To partition a production database, you need several hours of downtime and lots of disk space on both the local server and a network file server. A high transfer rate on your network (e.g., a gigabit connection) speeds the process. Tom got another server to house the new database (ArchiveDB) and contain the aged data. If a new server isn't in your budget, you can create ArchiveDB as a second database on your production server. To partition your database, you can follow the steps we used:
- Create an archive database to hold the aged data. If necessary, create a different filegroup structure, separating system from user data, data tables from nonclustered indexes, and tabular data from text, ntext, and image data. The code in Listing 1 is similar to the code I used to create ArchiveDB and establish filegroups for the new database.
- Take the production database offline, and make a full backup.
- Detach the production database, copy it, and store the copy on the local server. Then, make a second copy, and store it on the network file server for safekeeping.
- Reattach the production database.
- Set logging on both the production database and ArchiveDB to bulk-logged.
- Use Data Transformation Services (DTS) to copy data from the production database to ArchiveDB. This method was the fastest way for us to copy data from one filegroup schema to another.
- Run scripts to delete the current data from ArchiveDB.
- Run scripts to delete aged data from the production database.
- Run count scripts to confirm record counts and be sure data doesn't overlap.
- Reset databases to full logging.
- Back up both databases, and back up the master database on each server.
- Bring both databases back online.
The first time we ran this process, the record counts didn't match, and we realized we'd lost data in the partitioning process. We found an error in one of the algorithms we used to calculate when a record is old enough to archive. We needed more time to test the corrected algorithm, so we decided to fall back to the original production database. In only 1 minute, we detached the newly partitioned production database and attached the original production database from the local-server copy we made at the beginning of the process. The database went back into production almost immediately with no data loss or operational errors.
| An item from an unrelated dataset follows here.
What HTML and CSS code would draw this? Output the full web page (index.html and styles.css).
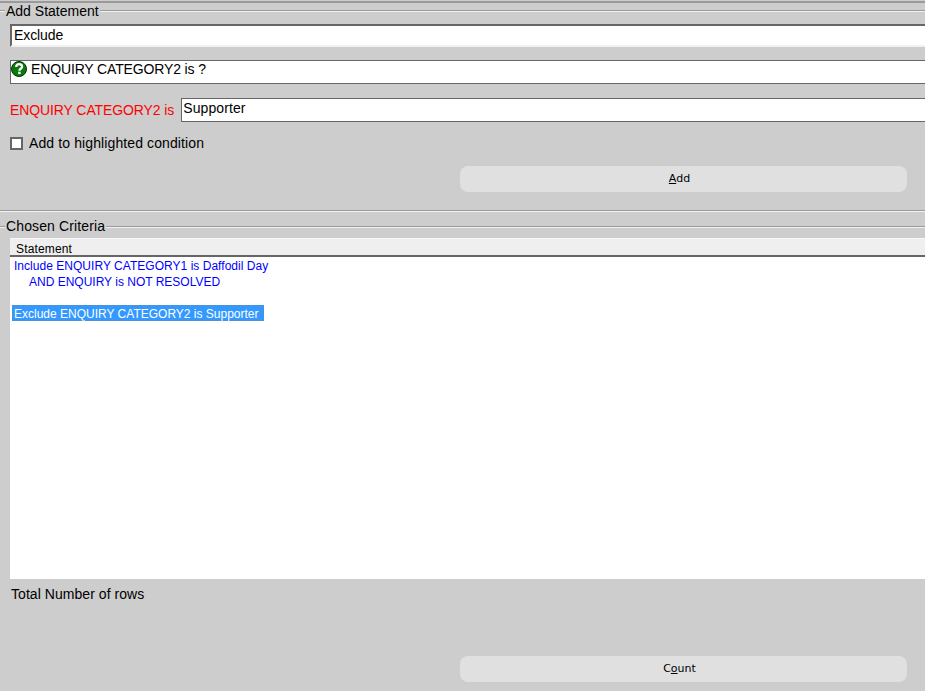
FILE: index.html
```html
<!DOCTYPE html>
<html lang="en">
<head>
<meta charset="utf-8">
<title>Add Statement</title>
<link rel="stylesheet" href="styles.css">
</head>
<body>
<div class="page">
  <section class="group group-add">
    <div class="legend"><span class="legend-stub"></span><span class="legend-text">Add Statement</span><span class="legend-line"></span></div>
    <div class="field field-sunken">Exclude</div>
    <div class="field field-prompt">
      <svg class="help-icon" viewBox="0 0 16 16" width="16" height="16" aria-hidden="true">
        <circle cx="8" cy="8" r="7.5" fill="#0a7a0a" stroke="#062c06" stroke-width="1"/>
        <path d="M5.2 6.1C5.2 4.2 6.4 3.1 8.1 3.1C9.9 3.1 11.1 4.2 11.1 5.7C11.1 7.8 8.4 7.7 8.4 9.7" fill="none" stroke="#fff" stroke-width="2.2"/>
        <rect x="7.2" y="10.7" width="2.4" height="2.4" fill="#fff"/>
      </svg>
      <span class="prompt-text">ENQUIRY CATEGORY2 is ?</span>
    </div>
    <div class="value-row">
      <span class="value-label">ENQUIRY CATEGORY2 is</span>
      <div class="field field-value">Supporter</div>
    </div>
    <label class="check-row"><span class="checkbox"></span><span class="check-text">Add to highlighted condition</span></label>
    <div class="button-row"><button class="action" type="button"><u>A</u>dd</button></div>
  </section>
  <section class="group group-criteria">
    <div class="legend"><span class="legend-stub"></span><span class="legend-text legend-text-wide">Chosen Criteria</span><span class="legend-line"></span></div>
    <div class="table">
      <div class="table-head">Statement</div>
      <div class="table-body">
        <div class="row">Include ENQUIRY CATEGORY1 is Daffodil Day</div>
        <div class="row row-sub">AND ENQUIRY is NOT RESOLVED</div>
        <div class="row"></div>
        <div class="row row-selected">Exclude ENQUIRY CATEGORY2 is Supporter</div>
      </div>
    </div>
    <div class="total">Total Number of rows</div>
    <div class="button-row"><button class="action" type="button">C<u>o</u>unt</button></div>
  </section>
</div>
</body>
</html>
```

FILE: styles.css
```css
* { box-sizing: border-box; }
html, body { margin: 0; padding: 0; }
body {
  width: 925px;
  height: 691px;
  overflow: hidden;
  background: #cdcdcd;
  color: #000;
  font-family: "Liberation Sans", Arial, sans-serif;
  font-size: 14px;
}
.page {
  height: 691px;
  padding-top: 1px;
  display: flex;
  flex-direction: column;
}
.group { border-top: 2px solid #9a9a9a; }
.group-add { height: 209px; padding-left: 10px; }
.group-criteria {
  flex: 1;
  padding-left: 10px;
  border-top: 1px solid #999;
  box-shadow: inset 0 1px 0 #f4f4f4;
}
.legend {
  margin-left: -10px;
  height: 16px;
  display: flex;
  align-items: center;
  line-height: 16px;
}
.group-criteria .legend { margin-top: 8px; }
.legend-stub, .legend-line {
  height: 2px;
  background: #999;
  border-bottom: 1px solid #f2f2f2;
}
.legend-stub { width: 5px; flex: none; }
.legend-line { flex: 1; }
.legend-text { padding: 0 1px; }
.legend-text-wide { letter-spacing: 0.13px; margin-bottom: 2px; }
.field {
  background: #fff;
  white-space: nowrap;
}
.field-sunken {
  height: 23px;
  margin-top: 5px;
  padding-left: 2px;
  line-height: 19px;
  letter-spacing: -0.1px;
  border-top: 2px solid #666;
  border-left: 2px solid #666;
  border-bottom: 2px solid #f0f0f0;
}
.field-prompt {
  height: 24px;
  margin-top: 13px;
  border: 1px solid #666;
  border-right: 0;
  display: flex;
  align-items: flex-start;
  gap: 4px;
  line-height: 17px;
}
.prompt-text { letter-spacing: -0.14px; }
.help-icon { flex: none; }
.value-row {
  margin-top: 14px;
  height: 24px;
  display: flex;
  align-items: center;
  gap: 7px;
}
.value-label {
  color: #f00;
  white-space: nowrap;
  letter-spacing: -0.1px;
  padding-bottom: 1px;
}
.field-value {
  flex: 1;
  height: 24px;
  padding-left: 1px;
  border: 1px solid #666;
  border-right: 0;
  line-height: 18px;
  letter-spacing: 0.1px;
}
.check-row {
  margin-top: 13px;
  height: 16px;
  display: flex;
  align-items: center;
  gap: 6px;
  line-height: 16px;
}
.check-text { letter-spacing: 0.11px; }
.checkbox {
  width: 13px;
  height: 13px;
  flex: none;
  background: #fff;
  border: 2px solid #666;
}
.button-row {
  display: flex;
  padding-left: 450px;
}
.group-add .button-row { margin-top: 15px; }
.group-criteria .button-row { margin-top: 54px; }
.action {
  width: 447px;
  height: 26px;
  padding: 0 8px 2px 0;
  border: 0;
  border-radius: 8px;
  background: #e0e0e0;
  color: #000;
  font-family: "DejaVu Sans", sans-serif;
  font-size: 11px;
  text-align: center;
}
.table {
  height: 341px;
  margin-top: 3px;
  background: #fff;
  font-size: 12px;
}
.table-head {
  height: 19px;
  padding-left: 6px;
  line-height: 20px;
  letter-spacing: 0.15px;
  background: #efefef;
  border-top: 1px solid #f8f8f8;
  border-bottom: 2px solid #666;
}
.table-body { padding-top: 1px; padding-left: 2px; }
.row {
  height: 16px;
  line-height: 16px;
  padding-left: 2px;
  color: #0000ff;
  white-space: nowrap;
  letter-spacing: 0.03px;
}
.row-sub { padding-left: 17px; letter-spacing: 0; }
.row-selected {
  width: 252px;
  margin-top: -1px;
  line-height: 18px;
  background: #3399ff;
  color: #fff;
  letter-spacing: 0;
  outline: 1px dotted rgba(181, 118, 42, 0.35);
  outline-offset: -1px;
}
.total {
  margin-top: 7px;
  margin-left: 1px;
  height: 16px;
  line-height: 16px;
  letter-spacing: 0.05px;
}
```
The next day, we corrected and tested the troublesome algorithm. That night, we went through the partitioning process again, and this time, the record counts were correct. The process ran so smoothly that we had time to modify the reports that used historical data to reflect the new partitioned architecture. We went into production the next morning with no data loss, no data errors, and better performance. The production database, which had previously been nearly 5GB, was now a trim 500MB. The invoicing job, which had previously taken half a day to run, finished in half an hour, limited only by the speed of the printer.
This type of database partitioning is called horizontal partitioning. We used a complex date algorithm to determine how to partition the data. To maintain the division between the current data and the aged data. I created a set of programs that run as a scheduled job. These programs search the tables in the production database, find records to archive, copy the records to ArchiveDB, then delete them from the production database. This scheme ensures a minimal load on the production server because you can schedule the job to run during off-peak times. We didn't implement distributed partitioned views for data entry because data entry happens only in the current database and because identifying and creating partitioning columns would be hard. (For information about distributed partitioned views, see Kalen Delaney and Itzik Ben-Gan's articles "Distributed Partitioned Views," August 2000, InstantDoc ID 9086; "Querying Distributed Partitioned Views," September 2000, InstantDoc ID 9097; and "Modifying Views with INSTEAD OF Triggers," October 2000, InstantDoc ID 9734.)
A Happy Result
We delivered a scalable solution that gave Tom's production database a new lease on life by trimming it down to a manageable size for his server hardware. Tom's boss was happy, users could use the new databases efficiently, and Tom has scheduled a replacement for the client interface in the next year. The old data that's housed in ArchiveDB will become the company's data warehouse.
Crafting a good solution for a poorly performing database doesn't always mean modifying table designs, tweaking indexes, upgrading hardware, or enforcing relationships. In a production environment, you might not be able to make these kinds of changes because of the effect they might have on operations. Instead, you might have to explore alternatives such as database partitioning.